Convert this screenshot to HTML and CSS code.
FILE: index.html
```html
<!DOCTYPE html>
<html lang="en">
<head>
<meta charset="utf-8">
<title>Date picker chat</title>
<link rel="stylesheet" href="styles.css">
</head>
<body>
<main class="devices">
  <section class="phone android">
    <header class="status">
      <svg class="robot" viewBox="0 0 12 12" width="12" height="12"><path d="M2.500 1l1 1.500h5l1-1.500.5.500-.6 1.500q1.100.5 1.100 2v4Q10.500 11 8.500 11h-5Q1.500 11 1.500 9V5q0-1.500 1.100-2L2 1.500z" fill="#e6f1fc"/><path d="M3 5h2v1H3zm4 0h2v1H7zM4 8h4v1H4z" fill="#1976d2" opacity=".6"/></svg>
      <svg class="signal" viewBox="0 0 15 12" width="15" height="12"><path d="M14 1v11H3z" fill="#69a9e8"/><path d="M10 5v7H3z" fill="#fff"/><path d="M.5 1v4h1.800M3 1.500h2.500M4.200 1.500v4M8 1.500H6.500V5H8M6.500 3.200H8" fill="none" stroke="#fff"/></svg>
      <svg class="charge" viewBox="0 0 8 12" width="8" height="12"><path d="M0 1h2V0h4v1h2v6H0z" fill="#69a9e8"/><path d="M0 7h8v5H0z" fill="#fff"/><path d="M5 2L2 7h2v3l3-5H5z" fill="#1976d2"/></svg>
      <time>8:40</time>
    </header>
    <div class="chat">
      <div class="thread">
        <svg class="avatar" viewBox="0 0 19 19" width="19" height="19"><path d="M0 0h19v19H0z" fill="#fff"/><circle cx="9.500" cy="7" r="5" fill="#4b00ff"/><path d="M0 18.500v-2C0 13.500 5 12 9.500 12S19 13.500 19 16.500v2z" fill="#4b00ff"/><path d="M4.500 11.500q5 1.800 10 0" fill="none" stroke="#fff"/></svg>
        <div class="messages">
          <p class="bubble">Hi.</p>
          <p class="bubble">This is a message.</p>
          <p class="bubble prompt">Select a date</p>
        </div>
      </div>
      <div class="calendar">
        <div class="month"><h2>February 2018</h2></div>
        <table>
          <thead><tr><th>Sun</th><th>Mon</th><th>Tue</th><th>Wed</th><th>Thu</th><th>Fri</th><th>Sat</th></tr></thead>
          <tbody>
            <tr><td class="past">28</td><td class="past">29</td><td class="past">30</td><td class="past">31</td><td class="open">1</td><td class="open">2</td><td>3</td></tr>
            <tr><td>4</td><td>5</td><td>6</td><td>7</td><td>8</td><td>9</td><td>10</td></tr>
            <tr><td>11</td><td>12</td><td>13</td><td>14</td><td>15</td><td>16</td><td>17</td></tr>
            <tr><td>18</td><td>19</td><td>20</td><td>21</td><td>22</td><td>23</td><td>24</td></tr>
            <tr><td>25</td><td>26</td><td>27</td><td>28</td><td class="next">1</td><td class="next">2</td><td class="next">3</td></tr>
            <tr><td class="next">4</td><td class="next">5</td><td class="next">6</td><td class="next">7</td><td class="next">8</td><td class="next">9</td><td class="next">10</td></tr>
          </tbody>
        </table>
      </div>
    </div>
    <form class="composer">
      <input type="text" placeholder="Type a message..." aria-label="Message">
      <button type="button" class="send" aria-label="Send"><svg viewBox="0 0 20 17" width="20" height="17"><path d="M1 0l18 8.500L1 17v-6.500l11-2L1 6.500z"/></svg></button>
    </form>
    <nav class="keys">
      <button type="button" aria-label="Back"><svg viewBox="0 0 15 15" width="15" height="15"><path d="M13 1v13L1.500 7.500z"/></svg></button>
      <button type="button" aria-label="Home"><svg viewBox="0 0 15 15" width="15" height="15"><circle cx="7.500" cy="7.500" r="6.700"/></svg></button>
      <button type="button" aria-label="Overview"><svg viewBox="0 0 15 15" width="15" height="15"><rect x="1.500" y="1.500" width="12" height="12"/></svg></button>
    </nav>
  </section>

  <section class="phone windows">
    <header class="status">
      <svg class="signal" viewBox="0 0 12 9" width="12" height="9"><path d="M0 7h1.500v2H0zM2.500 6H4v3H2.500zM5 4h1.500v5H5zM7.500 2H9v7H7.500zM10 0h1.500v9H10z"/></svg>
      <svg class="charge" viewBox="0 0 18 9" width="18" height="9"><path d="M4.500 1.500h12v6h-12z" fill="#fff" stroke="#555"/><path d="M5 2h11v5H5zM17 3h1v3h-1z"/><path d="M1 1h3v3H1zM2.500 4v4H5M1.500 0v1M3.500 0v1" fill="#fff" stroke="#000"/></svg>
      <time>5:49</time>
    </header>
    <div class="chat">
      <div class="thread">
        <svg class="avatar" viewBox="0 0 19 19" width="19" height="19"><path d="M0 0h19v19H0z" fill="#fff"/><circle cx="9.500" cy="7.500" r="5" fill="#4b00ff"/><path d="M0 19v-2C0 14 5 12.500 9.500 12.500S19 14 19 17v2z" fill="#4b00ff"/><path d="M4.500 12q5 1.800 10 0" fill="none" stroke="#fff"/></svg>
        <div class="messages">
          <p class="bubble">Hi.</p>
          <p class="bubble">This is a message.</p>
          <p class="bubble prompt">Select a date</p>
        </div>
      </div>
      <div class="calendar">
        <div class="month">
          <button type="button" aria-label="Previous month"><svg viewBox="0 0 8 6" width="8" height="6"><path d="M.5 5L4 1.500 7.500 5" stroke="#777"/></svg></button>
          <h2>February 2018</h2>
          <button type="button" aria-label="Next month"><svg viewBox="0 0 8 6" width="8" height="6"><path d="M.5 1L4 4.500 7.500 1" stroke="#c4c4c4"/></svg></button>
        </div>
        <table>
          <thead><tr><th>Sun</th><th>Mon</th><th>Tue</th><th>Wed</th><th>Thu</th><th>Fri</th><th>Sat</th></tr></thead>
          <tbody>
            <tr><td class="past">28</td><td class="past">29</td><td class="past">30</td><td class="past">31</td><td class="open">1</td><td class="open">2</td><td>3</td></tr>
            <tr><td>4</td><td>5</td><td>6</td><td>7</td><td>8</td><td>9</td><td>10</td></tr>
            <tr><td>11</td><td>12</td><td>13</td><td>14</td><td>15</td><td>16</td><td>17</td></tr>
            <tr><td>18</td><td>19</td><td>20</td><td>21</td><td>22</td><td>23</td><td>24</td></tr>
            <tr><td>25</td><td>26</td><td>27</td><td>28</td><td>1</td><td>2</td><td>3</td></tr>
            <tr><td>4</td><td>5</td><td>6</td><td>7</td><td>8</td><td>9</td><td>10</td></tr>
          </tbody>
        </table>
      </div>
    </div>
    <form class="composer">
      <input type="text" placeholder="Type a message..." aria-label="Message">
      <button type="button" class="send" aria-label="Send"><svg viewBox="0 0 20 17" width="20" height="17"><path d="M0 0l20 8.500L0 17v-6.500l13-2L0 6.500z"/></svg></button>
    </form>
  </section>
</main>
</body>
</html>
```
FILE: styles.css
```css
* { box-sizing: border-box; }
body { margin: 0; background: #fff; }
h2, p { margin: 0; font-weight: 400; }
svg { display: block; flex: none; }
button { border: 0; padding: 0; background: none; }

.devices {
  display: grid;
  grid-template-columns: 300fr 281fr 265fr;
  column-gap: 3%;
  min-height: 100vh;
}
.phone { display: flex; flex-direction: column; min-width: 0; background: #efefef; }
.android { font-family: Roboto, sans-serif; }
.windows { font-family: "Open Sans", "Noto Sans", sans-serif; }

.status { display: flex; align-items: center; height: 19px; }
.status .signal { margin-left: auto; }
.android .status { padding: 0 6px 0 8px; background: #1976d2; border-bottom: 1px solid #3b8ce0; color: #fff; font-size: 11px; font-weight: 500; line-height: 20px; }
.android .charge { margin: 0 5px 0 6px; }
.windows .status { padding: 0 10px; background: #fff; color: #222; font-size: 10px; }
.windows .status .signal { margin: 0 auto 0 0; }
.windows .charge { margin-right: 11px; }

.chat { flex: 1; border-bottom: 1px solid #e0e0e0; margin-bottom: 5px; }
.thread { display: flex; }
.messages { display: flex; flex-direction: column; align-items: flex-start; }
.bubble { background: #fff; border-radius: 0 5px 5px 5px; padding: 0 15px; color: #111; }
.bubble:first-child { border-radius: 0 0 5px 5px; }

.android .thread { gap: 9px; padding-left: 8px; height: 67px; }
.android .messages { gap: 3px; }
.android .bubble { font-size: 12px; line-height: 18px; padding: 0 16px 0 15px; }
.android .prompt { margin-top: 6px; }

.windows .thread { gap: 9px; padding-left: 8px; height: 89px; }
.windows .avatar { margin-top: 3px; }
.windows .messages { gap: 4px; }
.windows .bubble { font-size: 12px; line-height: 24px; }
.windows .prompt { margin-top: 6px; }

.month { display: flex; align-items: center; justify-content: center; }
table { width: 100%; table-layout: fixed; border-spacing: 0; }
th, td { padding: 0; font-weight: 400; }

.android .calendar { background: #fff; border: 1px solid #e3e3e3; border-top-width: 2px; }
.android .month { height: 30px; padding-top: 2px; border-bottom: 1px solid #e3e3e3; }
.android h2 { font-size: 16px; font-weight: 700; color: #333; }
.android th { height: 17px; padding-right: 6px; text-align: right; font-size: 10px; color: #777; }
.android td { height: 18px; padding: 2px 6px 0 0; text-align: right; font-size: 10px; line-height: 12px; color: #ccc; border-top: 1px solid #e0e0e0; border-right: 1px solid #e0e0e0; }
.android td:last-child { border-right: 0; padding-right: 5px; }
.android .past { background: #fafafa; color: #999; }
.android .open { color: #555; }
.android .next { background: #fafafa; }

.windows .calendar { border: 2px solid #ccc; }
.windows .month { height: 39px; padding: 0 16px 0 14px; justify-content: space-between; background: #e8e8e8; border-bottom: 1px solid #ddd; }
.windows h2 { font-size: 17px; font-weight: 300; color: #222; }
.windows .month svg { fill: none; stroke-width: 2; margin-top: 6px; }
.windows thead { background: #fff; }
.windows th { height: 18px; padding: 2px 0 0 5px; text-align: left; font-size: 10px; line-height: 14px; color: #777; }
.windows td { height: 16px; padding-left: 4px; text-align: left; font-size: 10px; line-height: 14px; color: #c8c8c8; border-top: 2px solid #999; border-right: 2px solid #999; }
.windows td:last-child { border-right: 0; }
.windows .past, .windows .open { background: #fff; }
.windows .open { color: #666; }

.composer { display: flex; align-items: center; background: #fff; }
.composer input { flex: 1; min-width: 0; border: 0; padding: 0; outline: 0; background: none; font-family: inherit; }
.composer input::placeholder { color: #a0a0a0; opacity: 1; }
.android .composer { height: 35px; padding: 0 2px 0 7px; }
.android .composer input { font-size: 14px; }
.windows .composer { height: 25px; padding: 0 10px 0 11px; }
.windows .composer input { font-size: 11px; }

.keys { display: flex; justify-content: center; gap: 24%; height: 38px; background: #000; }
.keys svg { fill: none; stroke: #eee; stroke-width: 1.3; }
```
--
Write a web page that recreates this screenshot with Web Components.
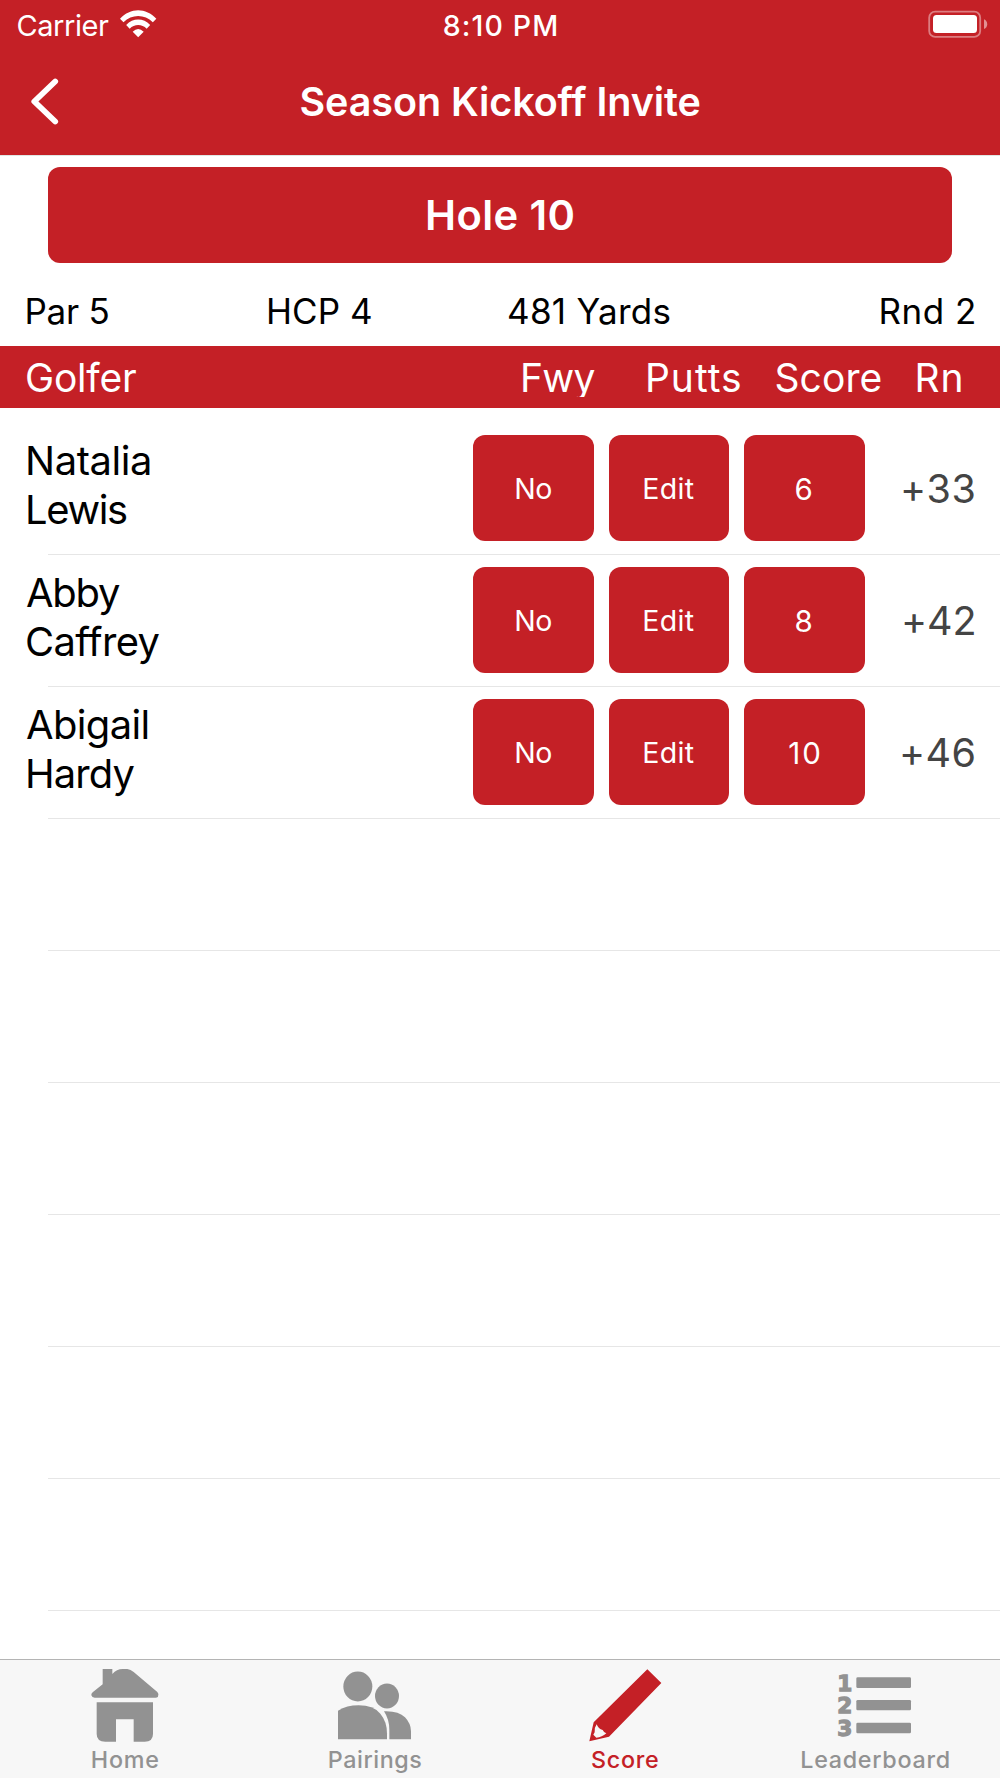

## YOUR OBJECTIVE
Copy every line in the listing above where the string "screenshot" turns up.

## RESPONSE TO THIS TASK
Convert this screenshot to HTML and CSS code.
Write a web page that recreates this screenshot with Web Components.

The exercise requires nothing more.